Mısır’da seçime giren listelerin başında, Mısır İstihbaratı’nın adamı eski istihbaratçı General Samih Seyfu’l Yezel’in liderliğindeki “Mısır Aşkına” listesi geliyor.

Güvenlik birimlerinden, askerlerden ve Mübarek’in kapatılan partisi El Hizbu’l Vatani üyelerinden çok sayıda ismin yer aldığı listenin adını siz “Sisi Aşkına” olarak da okuyabilirsiniz.

Yeni parlamento 568 milletvekilinden oluşacak.

Bu milletvekillerinden sadece 120’si parti listelerinden seçilecek.

28 milletvekilini doğrudan Cumhurbaşkanı Abdülfettah El Sisi atayacak.

420’si ise yine seçimle fakat bağımsızlar arasından seçilecek.

55 milyon 606 bin 578 kayıtlı seçmenin olduğu ülkede 5 bin 420 milletvekili adayı parlamentoya girmek için yarışacak.

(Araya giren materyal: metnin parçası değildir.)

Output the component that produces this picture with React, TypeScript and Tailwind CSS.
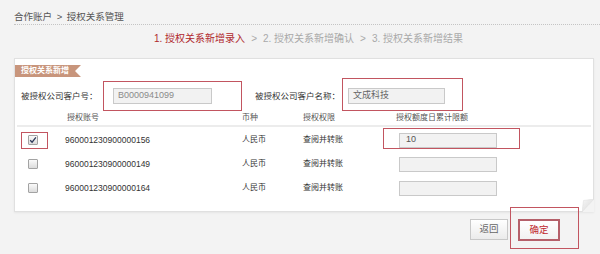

Müslüman Kardeşler’in siyasi kanadı Hürriyet ve Adalet Partisi, Ebu Alâ El Madi ve arkadaşlarının Vasat Partisi ve Abdülmunim Ebu’l Futuh liderliğindeki Güçlü Mısır Partisi seçimleri boykot ediyor.

Nur Partisi dışındaki diğer Selefi partiler de seçimlere katılmıyor.

Eymen Nur, Muhammed El Baradai ve hatta Amr Musa da seçimleri boykot edenlerden.

Bu aritmetikle siyasi kimliğinden çok kişisel çıkarlarını ön planda tutan bağımsız adayların ağırlıkta olduğu renksiz ve güçsüz bir parlamento tablosunun çıkacağını tahmin etmek güç olmasa gerek.

Mısır’ın darbeci cumhurbaşkanı Abdülfettah El Sisi’nin özellikle kadınlardan yoğun bir şekilde katılmalarını istediği seçimler öncesinde fetva savaşı da yaşandı.

Darbe yanlıları seçimlere katılmanın ve oy kullanmanın şer’i bir görev olduğunu iddia ederken, seçimleri boykota çağıran ve seçimlere katılmanın haram olduğunu öne süren fetvalar da verildi.

Müslüman Kardeşler’i sürekli “dini siyasete alet etmek” ile suçlayan darbeciler, resmi fetva makamlarından “oy vermeyen günah işlemiş olur” fetvası almaktan, El Ezher Şeyhi’ne ve Kıptilerin dini lideri Papa Tawadros’a başvurmaktan, yani dini siyasete alet etmekten çekinmediler.

Mısır’da tüm dünyanın gözü önünde adına seçim denilen bir tiyatro oynanıyor.

Seçimlere katılımın düşüklüğüne ve halkın boykotuna da mutlaka bir kılıf uyduracaklar.

Gerekirse katılım oranlarını yüksek açıklayacaklar.

Çünkü bu daha önce yapmadıkları birşey değil.

Mısır halkı da iradesini sandığa yansıtabilmek için mecburen Abdülfettah El Sisi’nin devrilmesini bekleyecek.